What is needed: Locate the word "this" in the data below, then copy every line that holds it.
-- start Provided data --
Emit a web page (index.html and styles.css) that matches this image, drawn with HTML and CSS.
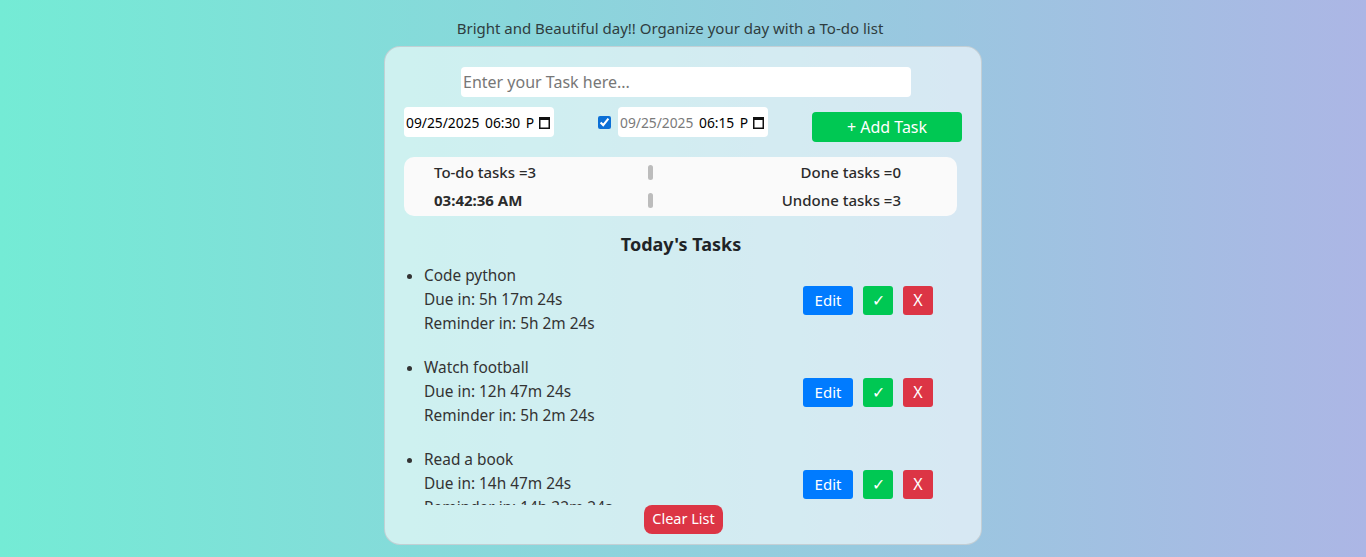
FILE: index.html
```html
<!DOCTYPE html>
<html lang="en">
<head>
<meta charset="utf-8">
<title>To-do list</title>
<link rel="stylesheet" href="styles.css">
</head>
<body>
<div class="page">
  <p class="tagline">Bright and Beautiful day!! Organize your day with a To-do list</p>
  <main class="card">
    <input class="task-input" type="text" placeholder="Enter your Task here...">
    <div class="controls">
      <div class="dt">
        <span class="dt-text">09/25/2025 06:30 PM</span>
        <svg class="cal" width="11" height="13" viewBox="0 0 11 13" aria-hidden="true">
          <rect x="0.75" y="1.75" width="9.5" height="10.5" fill="none" stroke="#111" stroke-width="1.5"/>
          <rect x="0" y="1" width="11" height="3" fill="#111"/>
        </svg>
      </div>
      <span class="reminder">
        <input class="chk" type="checkbox" checked>
        <div class="dt">
          <span class="dt-text"><span class="muted">09/25/2025</span> 06:15 PM</span>
          <svg class="cal" width="11" height="13" viewBox="0 0 11 13" aria-hidden="true">
            <rect x="0.75" y="1.75" width="9.5" height="10.5" fill="none" stroke="#111" stroke-width="1.5"/>
            <rect x="0" y="1" width="11" height="3" fill="#111"/>
          </svg>
        </div>
      </span>
      <button class="add-btn">+ Add Task</button>
    </div>
    <section class="stats">
      <div class="stat-left">To-do tasks =3</div>
      <div class="sep"></div>
      <div class="stat-right">Done tasks =0</div>
      <div class="stat-left clock">03:42:36 AM</div>
      <div class="sep"></div>
      <div class="stat-right">Undone tasks =3</div>
    </section>
    <h2 class="list-title">Today's Tasks</h2>
    <div class="list-wrap">
      <ul class="tasks">
        <li>
          <div class="task">
            <div class="task-text">
              <div>Code python</div>
              <div>Due in: 5h 17m 24s</div>
              <div>Reminder in: 5h 2m 24s</div>
            </div>
            <div class="actions">
              <button class="btn edit">Edit</button>
              <button class="btn done">✓</button>
              <button class="btn del">X</button>
            </div>
          </div>
        </li>
        <li>
          <div class="task">
            <div class="task-text">
              <div>Watch football</div>
              <div>Due in: 12h 47m 24s</div>
              <div>Reminder in: 5h 2m 24s</div>
            </div>
            <div class="actions">
              <button class="btn edit">Edit</button>
              <button class="btn done">✓</button>
              <button class="btn del">X</button>
            </div>
          </div>
        </li>
        <li>
          <div class="task">
            <div class="task-text">
              <div>Read a book</div>
              <div>Due in: 14h 47m 24s</div>
              <div>Reminder in: 14h 32m 24s</div>
            </div>
            <div class="actions">
              <button class="btn edit">Edit</button>
              <button class="btn done">✓</button>
              <button class="btn del">X</button>
            </div>
          </div>
        </li>
      </ul>
    </div>
    <div class="clear-row"><button class="clear-btn">Clear List</button></div>
  </main>
</div>
</body>
</html>
```

FILE: styles.css
```css
html, body {
  margin: 0;
  padding: 0;
}
body {
  height: 557px;
  background: linear-gradient(to right, #74ebd5, #acb6e5);
  font-family: "Noto Sans", "Open Sans", sans-serif;
  color: #333;
}
.page {
  display: flex;
  flex-direction: column;
  align-items: center;
}
.tagline {
  margin: 18px 26px 0 0;
  font-size: 15px;
  line-height: 20px;
  color: #2f3d40;
}
.card {
  box-sizing: border-box;
  width: 598px;
  height: 499px;
  margin-top: 8px;
  padding: 20px 19px 10px 19px;
  background: rgba(255, 255, 255, 0.6);
  border: 1px solid rgba(190, 200, 205, 0.8);
  border-radius: 16px;
  display: flex;
  flex-direction: column;
}
.task-input {
  box-sizing: border-box;
  align-self: center;
  width: 450px;
  height: 30px;
  margin-left: 6px;
  border: none;
  border-radius: 4px;
  padding: 0 2px;
  font-family: inherit;
  font-size: 16px;
  background: #fff;
  color: #333;
}
.task-input::placeholder {
  color: #777;
}
.controls {
  display: flex;
  align-items: flex-start;
  margin-top: 10px;
}
.dt {
  box-sizing: border-box;
  width: 150px;
  height: 30px;
  border-radius: 4px;
  background: #fff;
  padding: 0 4px 0 2px;
  display: flex;
  align-items: center;
  font-family: "Noto Sans", sans-serif;
  font-size: 13.8px;
  word-spacing: 2px;
  color: #000;
}
.dt-text {
  flex: 1;
  white-space: nowrap;
  overflow: hidden;
  margin-right: 4px;
}
.muted {
  color: #7a7a7a;
}
.cal {
  flex: none;
}
.reminder {
  display: flex;
  align-items: center;
  margin-left: 44px;
}
.chk {
  width: 13px;
  height: 13px;
  margin: 0 7px 0 0;
  accent-color: #0b6fd6;
}
.add-btn {
  box-sizing: border-box;
  width: 150px;
  height: 30px;
  margin-top: 5px;
  margin-left: auto;
  border: none;
  border-radius: 4px;
  background: #00c853;
  color: #fff;
  font-family: inherit;
  font-size: 16px;
}
.stats {
  box-sizing: border-box;
  width: 553px;
  margin-top: 15px;
  padding: 5px 56px 6px 30px;
  background: #fafafa;
  border-radius: 10px;
  display: grid;
  grid-template-columns: 214px 5px 1fr;
  row-gap: 8px;
  align-items: center;
  font-size: 15px;
  line-height: 20px;
  font-weight: 500;
  color: #2b2b2b;
}
.clock {
  font-weight: 700;
}
.stat-right {
  text-align: right;
}
.sep {
  width: 5px;
  height: 15px;
  border-radius: 3px;
  background: #bcbcbc;
}
.list-title {
  margin: 16px 0 8px 0;
  padding-right: 4px;
  text-align: center;
  font-size: 18px;
  line-height: 24px;
  font-weight: 700;
  color: #1f2427;
}
.list-wrap {
  height: 241px;
  overflow: hidden;
}
.tasks {
  margin: 0;
  padding: 0 29px 0 20px;
}
.tasks li {
  margin-bottom: 20px;
  font-size: 15.4px;
  line-height: 24px;
  color: #333;
}
.task {
  display: flex;
  justify-content: space-between;
  align-items: center;
}
.actions {
  display: flex;
  gap: 10px;
}
.btn {
  box-sizing: border-box;
  height: 29px;
  width: 30px;
  padding: 0;
  border: none;
  border-radius: 3px;
  color: #fff;
  font-family: inherit;
  font-size: 16px;
}
.btn.edit {
  width: 50px;
  font-size: 15px;
  background: #007bff;
}
.btn.done {
  background: #00c853;
}
.btn.del {
  background: #dc3545;
}
.clear-row {
  display: flex;
  justify-content: center;
  padding-left: 1px;
}
.clear-btn {
  box-sizing: border-box;
  width: 79px;
  height: 29px;
  border: none;
  border-radius: 8px;
  background: #dc3545;
  color: #fff;
  font-family: inherit;
  font-size: 14.5px;
  padding: 0 0 3px 0;
}
```
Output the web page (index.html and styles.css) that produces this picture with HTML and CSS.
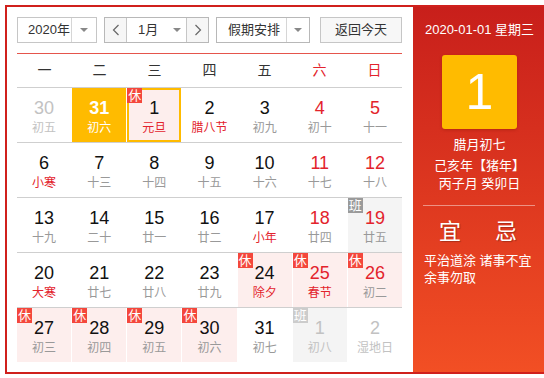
-- end Provided data --
Correct result:
Emit a web page (index.html and styles.css) that matches this image, drawn with HTML and CSS.
Output the web page (index.html and styles.css) that produces this picture with HTML and CSS.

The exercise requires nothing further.